[Data lines]
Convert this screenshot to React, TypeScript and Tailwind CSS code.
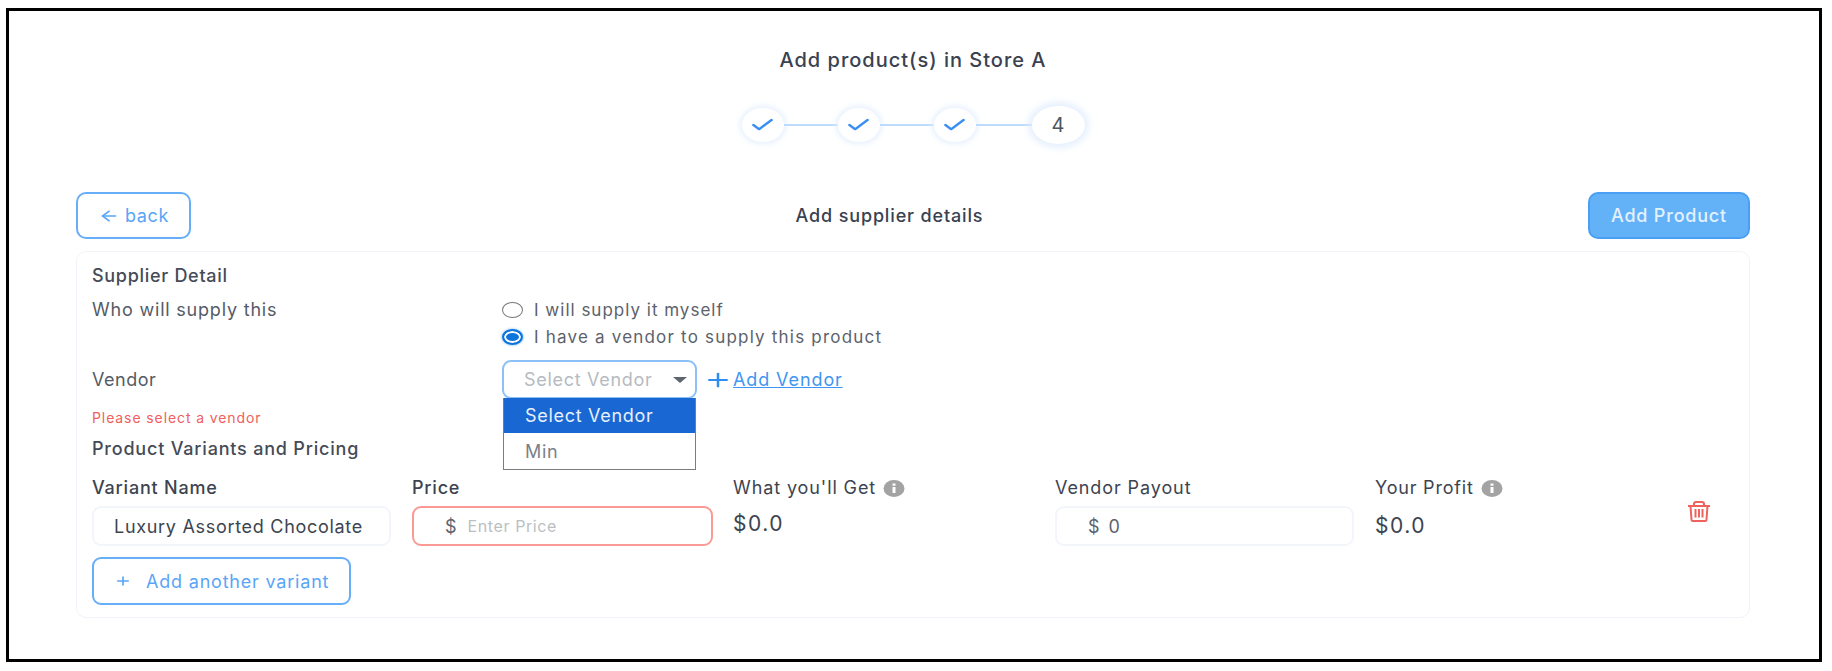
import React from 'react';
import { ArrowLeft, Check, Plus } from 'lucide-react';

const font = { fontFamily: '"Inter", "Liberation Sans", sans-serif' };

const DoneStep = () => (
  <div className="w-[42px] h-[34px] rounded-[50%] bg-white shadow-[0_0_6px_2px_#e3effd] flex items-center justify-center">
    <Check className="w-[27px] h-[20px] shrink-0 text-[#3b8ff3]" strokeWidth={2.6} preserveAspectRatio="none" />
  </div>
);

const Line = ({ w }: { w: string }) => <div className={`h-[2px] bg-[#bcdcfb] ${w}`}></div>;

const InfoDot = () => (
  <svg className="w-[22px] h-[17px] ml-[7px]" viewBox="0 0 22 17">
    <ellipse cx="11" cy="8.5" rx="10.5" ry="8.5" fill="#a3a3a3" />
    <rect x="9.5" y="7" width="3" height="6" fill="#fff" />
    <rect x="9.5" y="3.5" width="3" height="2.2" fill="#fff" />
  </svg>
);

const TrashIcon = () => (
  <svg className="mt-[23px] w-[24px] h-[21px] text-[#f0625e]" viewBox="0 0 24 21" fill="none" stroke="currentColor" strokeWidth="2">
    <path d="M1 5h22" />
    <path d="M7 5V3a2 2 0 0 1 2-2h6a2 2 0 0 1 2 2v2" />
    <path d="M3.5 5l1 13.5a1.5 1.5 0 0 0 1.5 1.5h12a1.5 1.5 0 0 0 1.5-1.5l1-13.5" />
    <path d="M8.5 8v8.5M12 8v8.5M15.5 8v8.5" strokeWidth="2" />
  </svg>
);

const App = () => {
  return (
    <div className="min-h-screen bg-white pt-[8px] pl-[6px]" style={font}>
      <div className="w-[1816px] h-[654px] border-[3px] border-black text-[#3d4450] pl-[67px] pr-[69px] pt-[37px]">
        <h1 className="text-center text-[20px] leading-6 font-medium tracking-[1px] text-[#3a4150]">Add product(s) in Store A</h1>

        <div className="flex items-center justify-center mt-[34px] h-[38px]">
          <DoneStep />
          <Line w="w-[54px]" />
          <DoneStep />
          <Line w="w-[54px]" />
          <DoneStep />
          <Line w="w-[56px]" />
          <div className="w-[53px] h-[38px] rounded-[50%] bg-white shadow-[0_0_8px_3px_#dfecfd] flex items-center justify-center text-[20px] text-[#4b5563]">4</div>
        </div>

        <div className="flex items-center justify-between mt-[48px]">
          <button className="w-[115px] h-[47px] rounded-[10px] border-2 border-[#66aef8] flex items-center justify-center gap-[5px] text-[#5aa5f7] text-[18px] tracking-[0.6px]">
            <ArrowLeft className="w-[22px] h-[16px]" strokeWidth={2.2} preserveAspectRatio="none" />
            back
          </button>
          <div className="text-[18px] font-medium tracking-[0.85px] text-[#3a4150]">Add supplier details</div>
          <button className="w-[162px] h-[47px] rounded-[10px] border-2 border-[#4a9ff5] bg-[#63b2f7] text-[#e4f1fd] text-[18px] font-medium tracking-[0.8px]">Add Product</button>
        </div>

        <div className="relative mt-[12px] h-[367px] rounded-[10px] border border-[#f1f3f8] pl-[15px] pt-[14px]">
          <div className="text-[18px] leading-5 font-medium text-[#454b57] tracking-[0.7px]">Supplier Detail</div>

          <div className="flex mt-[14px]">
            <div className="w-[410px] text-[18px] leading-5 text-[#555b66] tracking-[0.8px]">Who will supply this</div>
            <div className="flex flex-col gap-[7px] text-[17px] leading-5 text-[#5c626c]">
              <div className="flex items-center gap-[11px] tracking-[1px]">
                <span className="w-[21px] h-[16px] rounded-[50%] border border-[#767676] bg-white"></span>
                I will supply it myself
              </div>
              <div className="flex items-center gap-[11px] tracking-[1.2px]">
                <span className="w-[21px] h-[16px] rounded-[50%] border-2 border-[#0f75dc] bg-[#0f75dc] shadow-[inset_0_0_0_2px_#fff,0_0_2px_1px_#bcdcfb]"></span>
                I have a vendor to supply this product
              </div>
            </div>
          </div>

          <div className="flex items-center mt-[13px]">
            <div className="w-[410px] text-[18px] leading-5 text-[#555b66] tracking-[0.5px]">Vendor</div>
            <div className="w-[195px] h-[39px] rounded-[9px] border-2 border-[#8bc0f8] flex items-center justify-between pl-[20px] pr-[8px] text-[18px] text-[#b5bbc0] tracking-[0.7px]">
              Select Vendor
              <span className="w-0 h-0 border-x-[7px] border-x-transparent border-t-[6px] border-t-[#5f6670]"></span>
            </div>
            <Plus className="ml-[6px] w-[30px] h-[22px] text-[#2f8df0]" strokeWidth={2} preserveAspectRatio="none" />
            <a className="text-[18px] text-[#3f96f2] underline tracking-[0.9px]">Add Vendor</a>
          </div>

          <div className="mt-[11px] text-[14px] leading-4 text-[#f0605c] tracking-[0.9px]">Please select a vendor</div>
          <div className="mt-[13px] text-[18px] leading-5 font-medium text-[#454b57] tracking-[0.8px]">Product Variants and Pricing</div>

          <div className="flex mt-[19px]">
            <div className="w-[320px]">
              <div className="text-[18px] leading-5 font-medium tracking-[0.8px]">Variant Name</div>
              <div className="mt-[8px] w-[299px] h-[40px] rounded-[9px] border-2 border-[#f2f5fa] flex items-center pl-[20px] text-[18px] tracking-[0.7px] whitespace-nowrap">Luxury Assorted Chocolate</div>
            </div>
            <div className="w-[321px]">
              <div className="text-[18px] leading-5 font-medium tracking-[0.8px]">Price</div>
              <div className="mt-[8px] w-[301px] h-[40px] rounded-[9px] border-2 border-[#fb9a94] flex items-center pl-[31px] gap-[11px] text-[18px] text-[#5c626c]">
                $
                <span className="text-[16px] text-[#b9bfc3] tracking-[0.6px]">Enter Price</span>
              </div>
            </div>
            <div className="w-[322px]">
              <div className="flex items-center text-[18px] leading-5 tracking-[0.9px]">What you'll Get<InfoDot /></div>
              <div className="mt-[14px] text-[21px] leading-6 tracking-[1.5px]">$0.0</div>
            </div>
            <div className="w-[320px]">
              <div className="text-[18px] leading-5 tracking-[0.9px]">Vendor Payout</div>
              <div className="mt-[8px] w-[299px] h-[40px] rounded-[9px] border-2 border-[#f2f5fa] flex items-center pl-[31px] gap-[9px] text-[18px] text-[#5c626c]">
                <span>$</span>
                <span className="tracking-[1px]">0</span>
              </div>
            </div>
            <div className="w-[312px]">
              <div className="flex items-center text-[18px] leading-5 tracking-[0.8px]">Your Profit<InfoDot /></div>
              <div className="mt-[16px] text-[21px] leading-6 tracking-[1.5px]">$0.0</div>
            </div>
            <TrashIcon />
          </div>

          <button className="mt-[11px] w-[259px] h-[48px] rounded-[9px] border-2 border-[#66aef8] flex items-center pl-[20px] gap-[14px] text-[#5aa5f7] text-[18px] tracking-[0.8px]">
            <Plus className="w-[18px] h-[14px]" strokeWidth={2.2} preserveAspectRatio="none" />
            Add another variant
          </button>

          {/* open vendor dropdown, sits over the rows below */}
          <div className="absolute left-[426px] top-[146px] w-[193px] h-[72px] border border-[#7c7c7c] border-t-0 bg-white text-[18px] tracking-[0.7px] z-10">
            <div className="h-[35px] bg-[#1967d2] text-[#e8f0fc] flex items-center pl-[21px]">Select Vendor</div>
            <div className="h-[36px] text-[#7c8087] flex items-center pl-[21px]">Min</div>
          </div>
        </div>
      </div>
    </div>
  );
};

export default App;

[Work to complete] Which lines in the data above contain "this"? Show each one.

[Result of the task]
Convert this screenshot to React, TypeScript and Tailwind CSS code.
            <div className="w-[410px] text-[18px] leading-5 text-[#555b66] tracking-[0.8px]">Who will supply this</div>
                I have a vendor to supply this product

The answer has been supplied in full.